Low-Income: ads 35% | affiliate 27% | sponsored posts 14% | coaching & services 7% | courses 3%

Middle-Income: ads 30% | affiliate 38% | sponsored 11% | coaching 1% | courses 10%

High-Income: ads 3% | affiliate 12% | sponsored 3% | coaching 0% | courses 80%

Course income is the clear difference that separates the blogging middle class from the blogging upper class. There wasn’t one blogger who was not making a significant amount of money from an E-Course. Creating a signature course is your biggest opportunity for scalable income growth as a blogger. Read the full 2018 Blog Income Report Research Study by The Blog Millionaire here.

As a single mama and online entrepreneur, creating a sustainable business model to provide for my kids and create a life I love is a huge motivating factor. Let’s move on to the beginning of my journey to course creation, shall we?

Click here if you want to jump ahead to the technical goods and resources I used to create my course.

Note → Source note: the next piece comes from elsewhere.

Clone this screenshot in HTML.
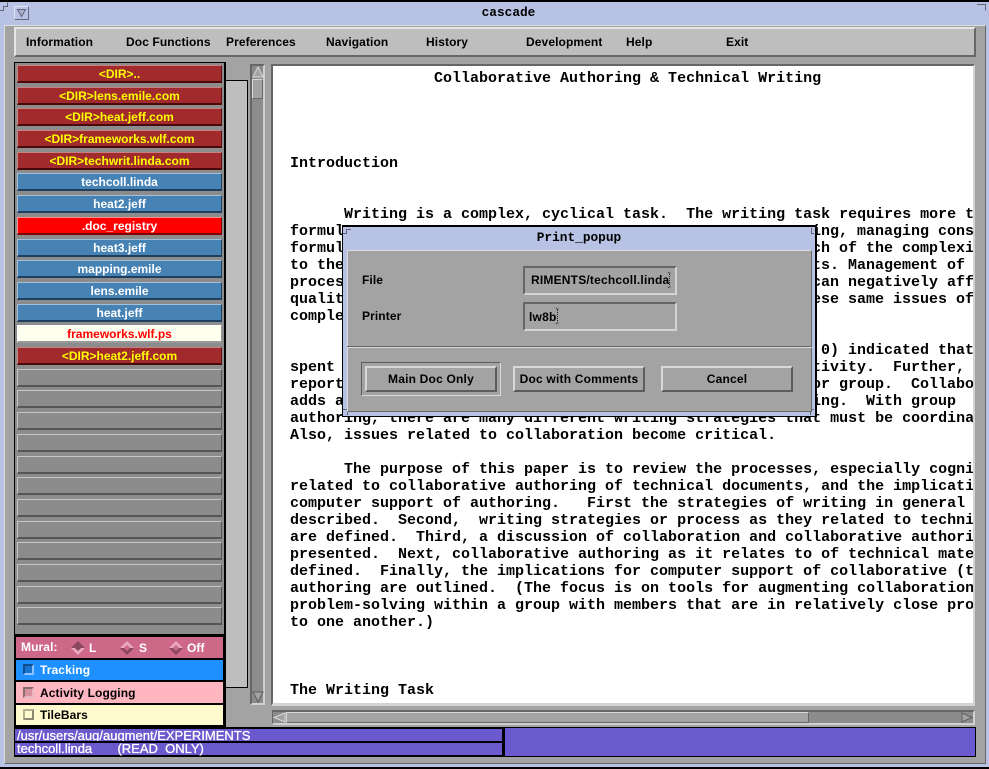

This post contains some affiliate links


My Introduction to Teaching

My journey to creating the Phone Photography Primer began about three years ago, when I was invited by a local school district to teach any course I wanted through their adult education program. I threw out some crafting classes that didn’t end up sticking, along with workshops on thrifting and iPhone photography. I hadn’t really taught either of those subjects before, but both ended up being pretty popular. Pretty soon we were adding on additional classes for my iPhone photography workshops, and I began to find my stride in teaching groups of 20-30 people on taking photos with their phones.

To create my initial course, I did some mind mapping and then plugged everything into an outline, and plugged the outline into a Keynote presentation. I pulled photo examples from my own mobile photography to illustrate the concepts and tips I covered, and figured out the logistics of connecting my phone to the projector to do live demos of my favorite apps in action. I took feedback from each course to fine-tune my teaching style and the content, and updated my course slides as needed.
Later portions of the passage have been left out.